═══ Stored data ═══
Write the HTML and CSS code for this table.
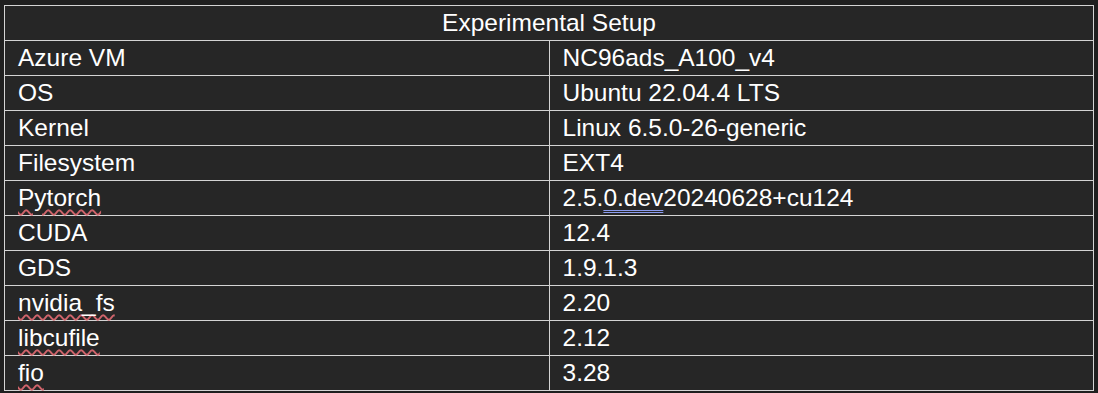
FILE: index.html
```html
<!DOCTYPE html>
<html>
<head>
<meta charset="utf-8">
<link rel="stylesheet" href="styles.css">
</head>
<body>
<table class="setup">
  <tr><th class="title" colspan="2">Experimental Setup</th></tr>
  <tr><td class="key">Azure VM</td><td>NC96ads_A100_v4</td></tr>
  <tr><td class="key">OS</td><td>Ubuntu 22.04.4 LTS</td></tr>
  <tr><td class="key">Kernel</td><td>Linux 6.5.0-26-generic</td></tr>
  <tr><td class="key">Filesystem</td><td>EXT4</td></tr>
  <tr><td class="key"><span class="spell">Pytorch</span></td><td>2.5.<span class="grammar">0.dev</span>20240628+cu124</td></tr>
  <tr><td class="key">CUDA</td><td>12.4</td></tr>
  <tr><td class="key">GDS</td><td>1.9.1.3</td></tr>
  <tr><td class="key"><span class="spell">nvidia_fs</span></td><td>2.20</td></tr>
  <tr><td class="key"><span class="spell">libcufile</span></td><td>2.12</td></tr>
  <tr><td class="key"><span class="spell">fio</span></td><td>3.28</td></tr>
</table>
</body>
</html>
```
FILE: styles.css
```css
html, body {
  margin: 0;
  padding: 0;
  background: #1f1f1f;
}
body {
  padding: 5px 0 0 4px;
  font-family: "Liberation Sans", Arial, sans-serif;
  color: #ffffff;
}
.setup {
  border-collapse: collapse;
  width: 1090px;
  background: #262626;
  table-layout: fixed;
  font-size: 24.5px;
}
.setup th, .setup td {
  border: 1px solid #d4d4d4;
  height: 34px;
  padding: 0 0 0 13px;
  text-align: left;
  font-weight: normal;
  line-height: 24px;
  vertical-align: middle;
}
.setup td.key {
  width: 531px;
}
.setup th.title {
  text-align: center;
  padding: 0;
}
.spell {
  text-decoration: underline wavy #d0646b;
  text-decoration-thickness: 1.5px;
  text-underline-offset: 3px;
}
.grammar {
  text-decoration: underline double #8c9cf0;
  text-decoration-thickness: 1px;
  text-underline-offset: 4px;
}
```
═══
▶ **Aim**
List every line above that holds the word "table".

▶ **Correct answer**
Write the HTML and CSS code for this table.
<table class="setup">
</table>
  table-layout: fixed;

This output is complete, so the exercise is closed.